The Economics of Sunlight
The core of Borlace's argument rests on a simple, undeniable math problem: solar power is now cheaper than the diesel generators that currently power much of the continent. He breaks down the numbers with precision, explaining that a $60 imported solar panel can generate 550 kilowatt-hours of energy annually, whereas the same amount of money buys only 275 kilowatt-hours of electricity from diesel. "That means a solar panel is essentially breaking even after only about 6 months and effectively providing free energy for at least the next 20 years or so."
This economic reality is driving a grassroots revolution that bypasses the need for massive, centralized grid projects. Borlace illustrates this with the example of Nigeria, an oil giant that has paradoxically become a solar leader. "Practically anyone who can afford it has solar panels on their roofs right now in Nigeria... even the poorer folks in off-grid areas are able to benefit from those communal micro grids, bypassing the need for a main grid connection completely." This is the most compelling part of the piece: the revolution is not happening in boardrooms, but on rooftops in remote villages.
The overwhelmingly advantageous economics of solar photovoltaic power generation on the sunniest continent on Earth are now becoming inescapably obvious, especially at the level of individual homes and local micro grids where the real revolution is taking place.
The author's use of the "S-curve" analogy to describe this growth is particularly effective. He draws a parallel to Pakistan, where solar imports displaced 38% of diesel consumption in a single year, suggesting that Africa is merely at the "foothills of what looks like becoming an exponential growth curve." This reframes the narrative from a slow, bureaucratic development process to a rapid, market-driven explosion.
The Global Stakes
Why should a busy professional in London or New York care about solar panels in Sierra Leone? Borlace makes a powerful case that this is a global survival strategy. He cites United Nations data indicating that more than half of the projected global population increase by 2050 will occur in just eight countries, five of which are in Africa. "If that population rise is fueled by oil and gas, then the prospects for our global civilization, including those of us in apparently comfortable Western nations, will be extremely grim indeed."
The argument is that Africa's choice of energy source is the single biggest variable in the global climate equation. If these nations can "leapfrog those old technologies and move directly to renewables," it could represent "arguably one of the greatest achievements in human history." This elevates the story from a regional development issue to a central pillar of global climate policy.

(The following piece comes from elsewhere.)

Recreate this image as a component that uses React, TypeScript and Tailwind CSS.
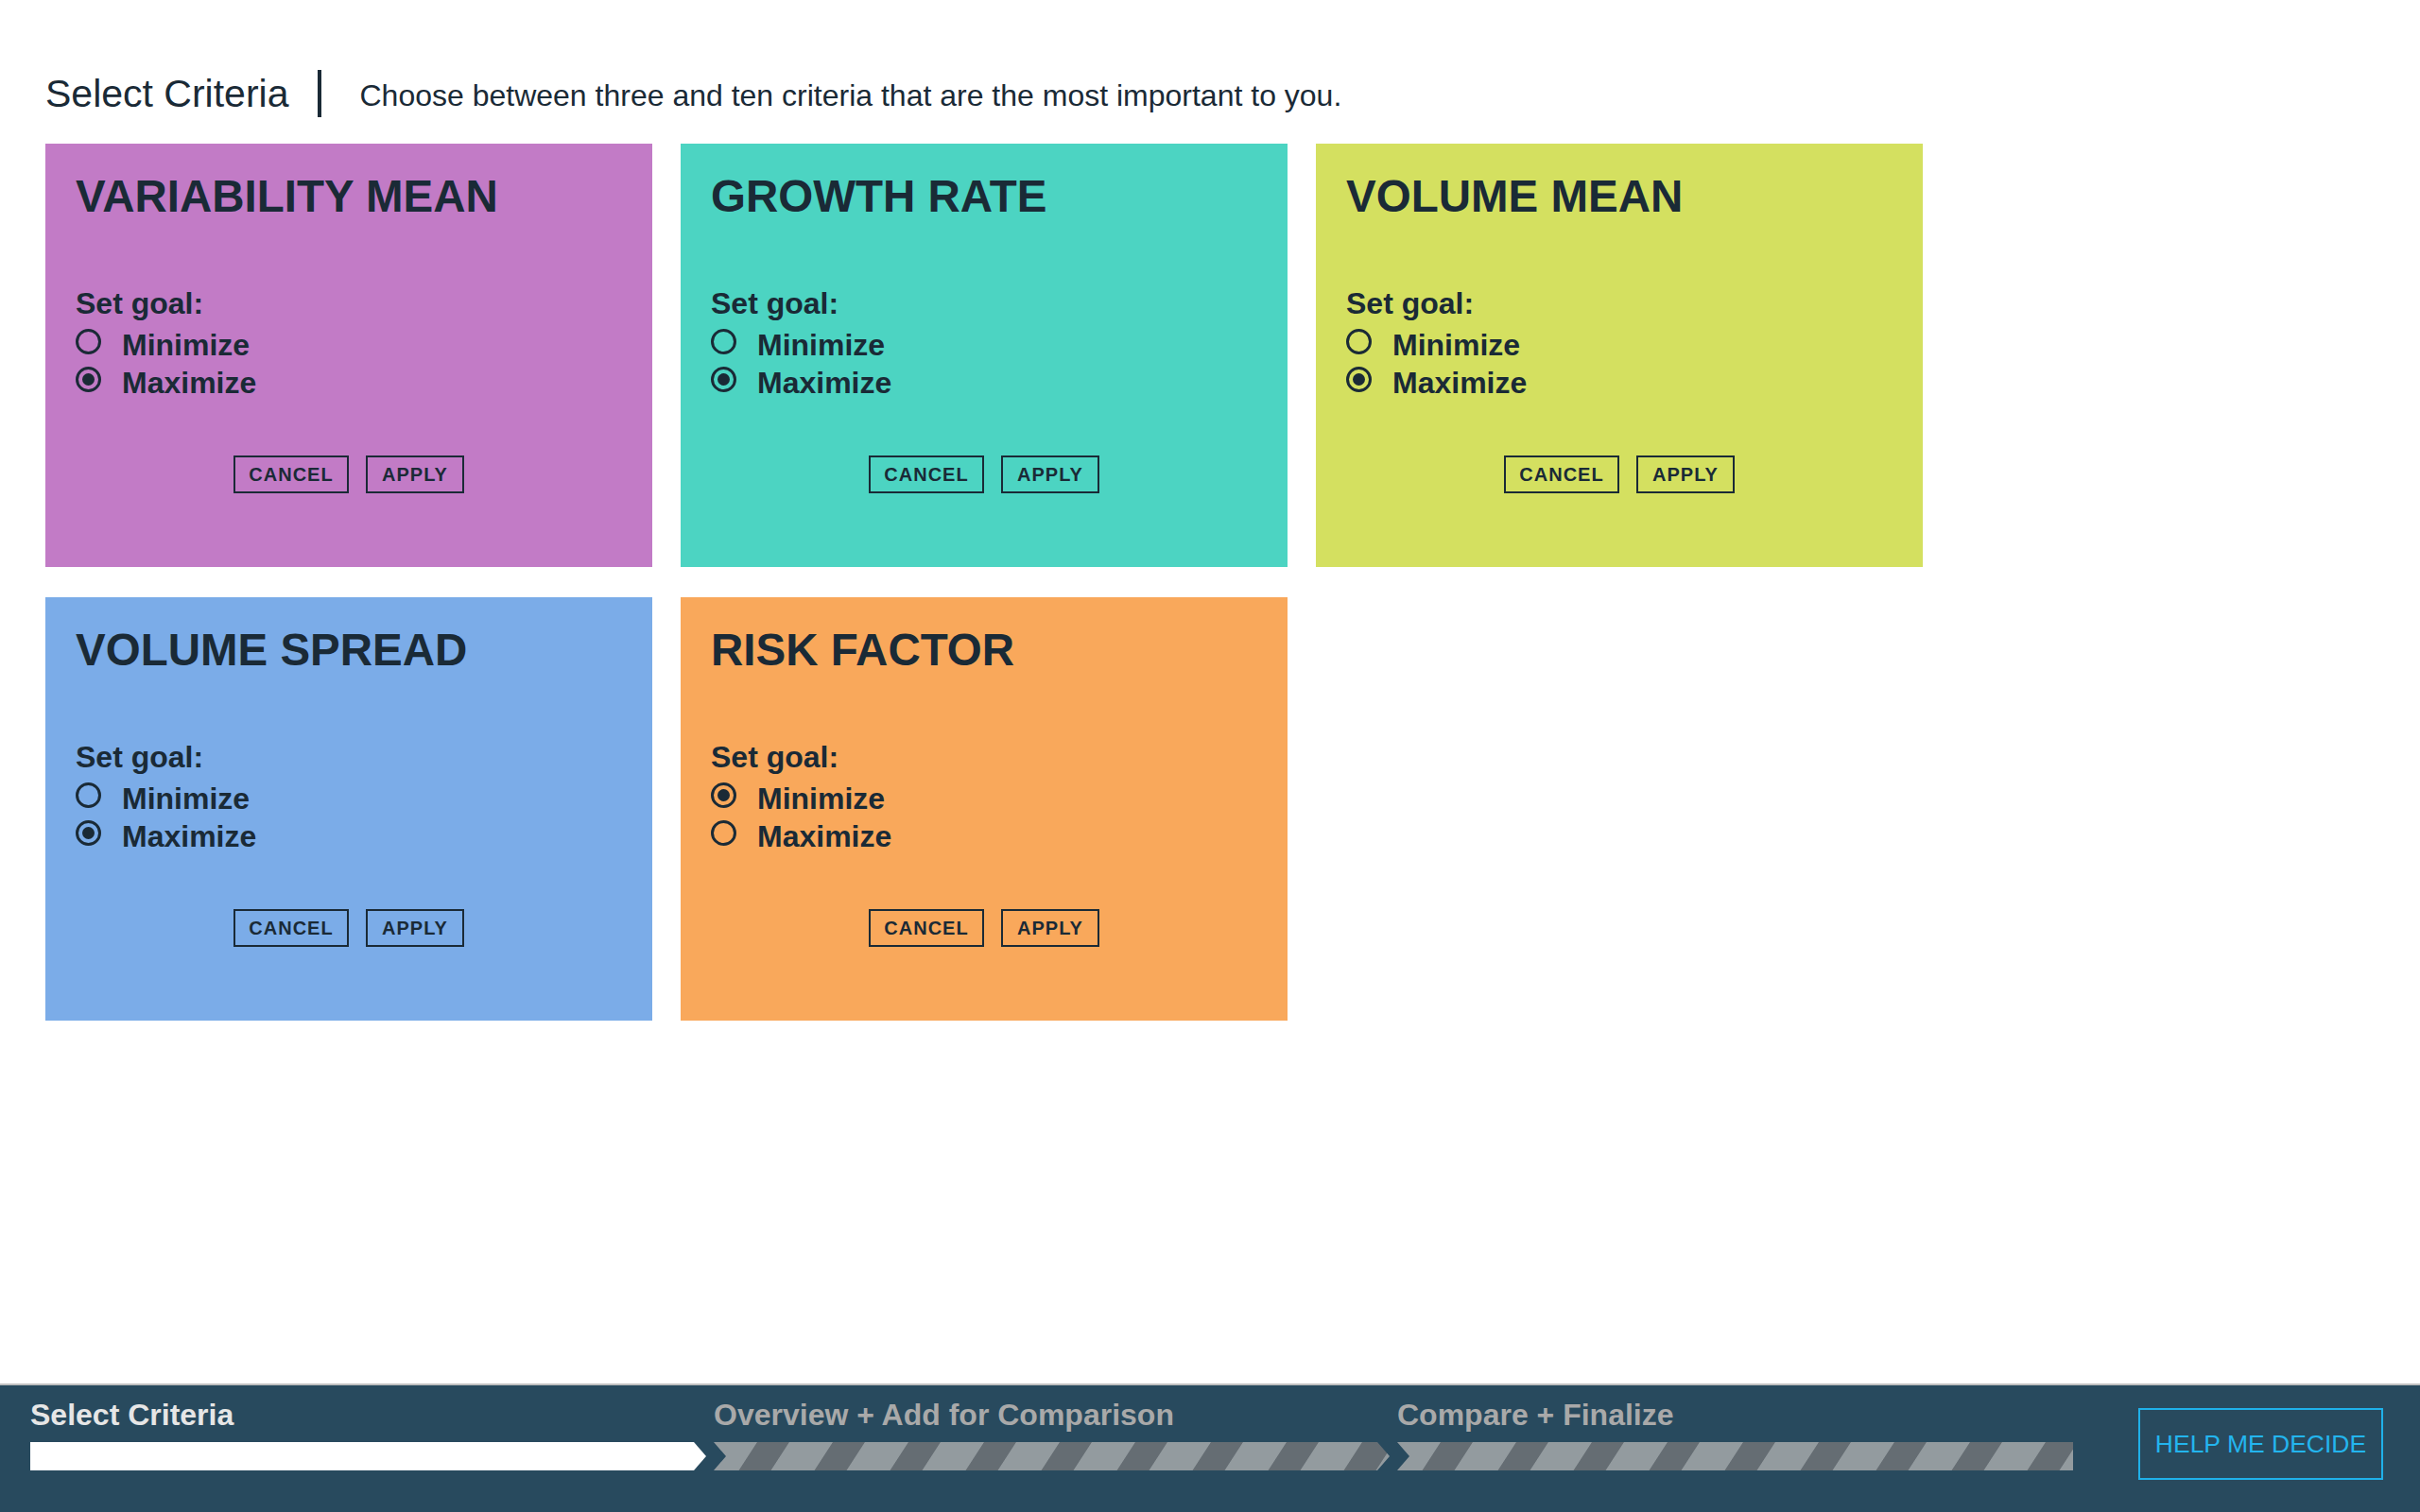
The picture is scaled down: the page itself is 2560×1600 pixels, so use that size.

However, the path is not without obstacles. Borlace admits that Chinese investment is slowing as Beijing faces its own economic headwinds, and he questions whether the West is ready to step in. "Sadly, in our current rather inward-looking nationalistic geopolitical environment, it seems unlikely that any Western nations are going to be sprinting to fill that new void." This creates a potential bottleneck, though the author argues that the decentralized nature of the solar market may render large-scale infrastructure funding less critical than previously thought.
Bottom Line
Dave Borlace's strongest move is reframing Africa's energy transition not as a humanitarian crisis to be solved, but as an economic inevitability that the West ignored until it was too late. His biggest vulnerability lies in glossing over the long-term geopolitical risks of debt dependency, even as he rightly highlights the immediate economic benefits of solar adoption. The reader should watch for how the decentralized solar boom survives if Chinese capital retreats, but the momentum of the technology itself seems unstoppable.